The felted soaps make nice gifts and are another item that can be used for a long time. When the original soap is gone, and the felted casing has shrunk, small slivers of leftover soaps can be inserted to make it last even longer.

Bird lovers will want to check out the $15 nesting balls. They are 4-inch bamboo balls filled with raw wool. Birds pick out what they need to add warmth when building their nests.

Balala makes all her own soaps, bath salts and sugar scrubs, as well as massage oil, body butter, lip gloss and hydrosols, also known as floral water. She has even developed her own line of scents.

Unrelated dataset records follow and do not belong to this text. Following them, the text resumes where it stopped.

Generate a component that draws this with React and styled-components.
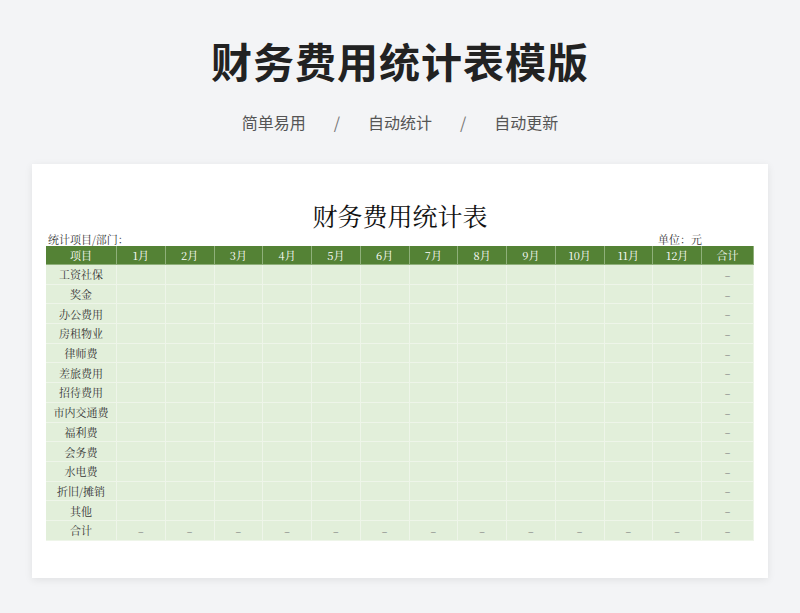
import React from "react";
import styled, { createGlobalStyle } from "styled-components";

const G = createGlobalStyle`
  body{margin:0;background:#f3f4f6;font-family:"Noto Sans CJK SC","Noto Sans",sans-serif;}
`;
const Page = styled.div`width:800px;height:613px;display:flex;flex-direction:column;align-items:center;`;
const Title = styled.h1`margin:33px 0 0;font-size:41px;line-height:54px;font-weight:700;color:#222;letter-spacing:1px;`;
const Sub = styled.div`margin-top:24px;font-size:16px;line-height:22px;color:#555;display:flex;gap:22px;`;
const Slash = styled.span`color:#777;padding:0 6px;`;
const Card = styled.div`margin-top:31px;width:736px;height:414px;background:#fff;box-shadow:0 2px 8px rgba(0,0,0,0.08);padding:0 14px;box-sizing:border-box;display:flex;flex-direction:column;font-family:"Noto Serif CJK SC","Noto Sans CJK SC",serif;`;
const STitle = styled.div`text-align:center;margin-top:34px;font-size:25px;line-height:34px;color:#111;`;
const Meta = styled.div`display:flex;justify-content:space-between;font-size:11px;line-height:14px;color:#333;padding:0 52px 0 2px;`;
const Table = styled.div`display:grid;grid-template-columns:71px repeat(12,48.75px) 52px;width:708px;`;
const H = styled.div`background:#548235;color:#fff;font-size:11px;height:19px;display:flex;align-items:center;justify-content:center;border-right:1px solid #8fb07a;border-bottom:1px solid #8fb07a;box-sizing:border-box;`;
const C = styled.div`background:#e2efda;height:19.7px;box-sizing:border-box;border-right:1px solid #eef5e9;border-bottom:1px solid #eef5e9;font-size:11px;color:#333;display:flex;align-items:center;justify-content:center;`;
const Dash = styled.span`color:#777;font-size:10px;`;

const rows=["工资社保","奖金","办公费用","房租物业","律师费","差旅费用","招待费用","市内交通费","福利费","会务费","水电费","折旧/摊销","其他","合计"];
const heads=["项目",...Array.from({length:12},(_,i)=>`${i+1}月`),"合计"];

export default function App(){
  return (<Page><G/>
    <Title>财务费用统计表模版</Title>
    <Sub><span>简单易用</span><Slash>/</Slash><span>自动统计</span><Slash>/</Slash><span>自动更新</span></Sub>
    <Card>
      <STitle>财务费用统计表</STitle>
      <Meta><span>统计项目/部门：</span><span>单位：元</span></Meta>
      <Table>
        {heads.map(h=><H key={h}>{h}</H>)}
        {rows.map((r,ri)=>(
          <React.Fragment key={r}>
            <C>{r}</C>
            {Array.from({length:12},(_,i)=><C key={i}>{ri===rows.length-1?<Dash>–</Dash>:null}</C>)}
            <C><Dash>–</Dash></C>
          </React.Fragment>
        ))}
      </Table>
    </Card>
  </Page>);
}
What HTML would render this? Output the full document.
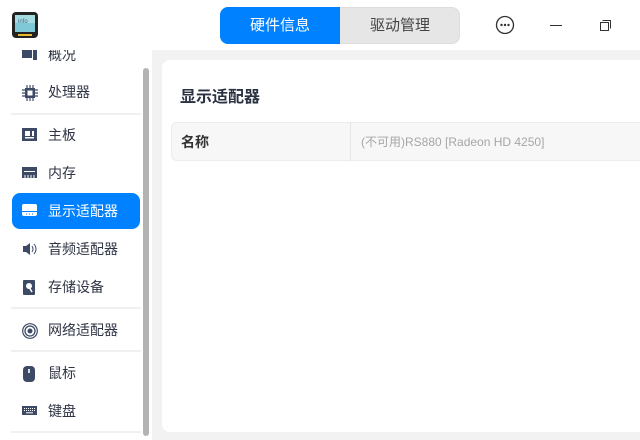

“I use all of these products, too,” she says, “so I always make sure to use only the best ingredients.”

Hang tags on each item features the name, photo and story of the specific animal whose wool was used in the product, effectively giving each sheep a chance to take center stage.

Aside from selling wool goods, Balala also runs an “Adopt a Sheep” program to support the animals.

Sheep sponsorships, ranging from $20 for a month to $250 for a whole year, help cover the cost of feed, bedding, grain and vet fees.

In exchange, based on their sponsorship level, sponsors receive gifts such as a photo of their sheep, greeting cards featuring pictures of the farm and sheep-shaped and felted soaps.

As a solo farmer, Balala handles almost everything required on the farm, from mending fences to moving hay, cleaning the barn and trimming hooves. So far this season, five lambs have been born, including twin girls.

Balala also handles the business side of the farm, including building and maintaining her website, handling all the print and packaging, responding to customers, filling orders and taking part in craft fairs.

Since meeting McNamara three years ago, Balala says things have been a little easier because he helps with the heavier chores. A sheep shearer comes once a year and the wool is sent out to be cleaned and carded.

“I love seeing my products make the complete transition from growing on my sheep to becoming clean, felted wool,” she says.

“I feel fortunate to be able to do what I love, and even more fortunate that people find what I do useful.”